I had an epiphany I wanted to share.
I have come to some conclusions so. let me know if you KNOW if I am wrong, but I have been studying fluid dynamics, and I believe strongly that I am right here. I believe this info to be invaluable to many people
Have you even noticed that so many ailerons which cover the full length of the wing are wider at the inside than they are on the outside? They are this way for a great reason, and if you are scratch building, or contemplating flaperons or spoilerons you should be aware of why, and what.
When you are moving the trailing edge of a wing down you are actually doing 3 things.
1. Adding Camber. Camber is a description of an airfoil that his concave on the bottom, and is known for a LOT of LIFT per Square inch of wing. so you are adding lift to the wing, thus adding the ability reduce your minimum stall spead.
2. Cambered wings add drag, so the model slows down.
3. This is the important part for Spoilerons V Flaperons.
When you lower the trailing edge of the wing, you are also changing the incidence, or angle of attack of the wing. This is important because of several things, and is the reason you must add down elevator to compensate, but mainly when you have a straight non beveled aileron, you are changing the incidence of the whole wing, and therefore when you slow down enough, if there is no wash out in the wing, you will tip because the entire wing looses lift at the same time. OK now pay attention. When you have an aileron tapered wide toward the fuselage and narrow toward the tip.. YOU ARE ADDING washout by lowering the ailerons.
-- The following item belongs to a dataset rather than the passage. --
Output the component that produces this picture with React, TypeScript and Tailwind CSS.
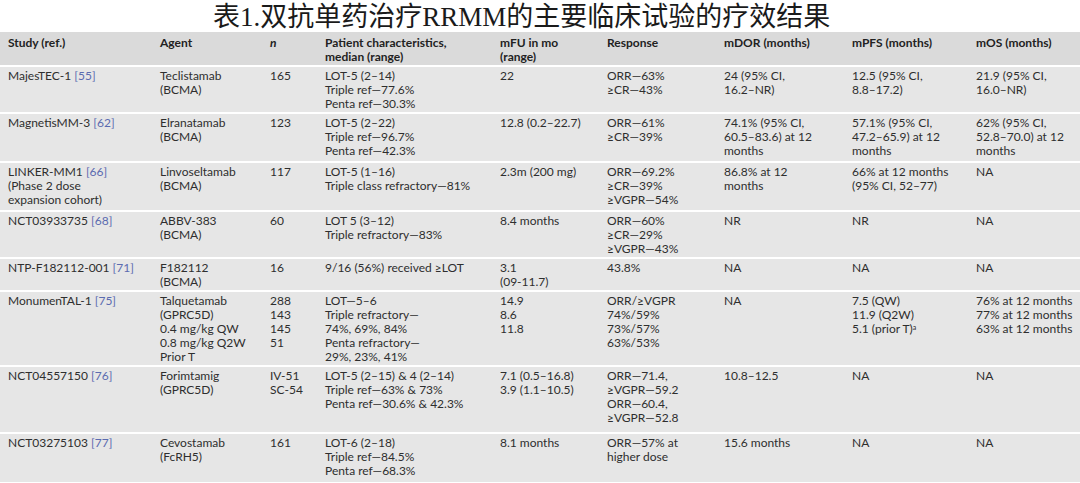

This is because you are adding more incidence on the inside than outside of the wing because the aileron has more actual down deflection here.
It follows that if you move the ailerons up, you are actually adding Wash In which causes tipping again but usually pushes the model down so fast it doesn't matter.
Using Real flaps works so well because it causes washout ..
There are some smart people out there aren"t there? Every time I figure something like this out it gives me renewed respect for those who came before us. It took me a lot of pondering to figure out why full length ailerons were so often shaped that way.
Hope this helps!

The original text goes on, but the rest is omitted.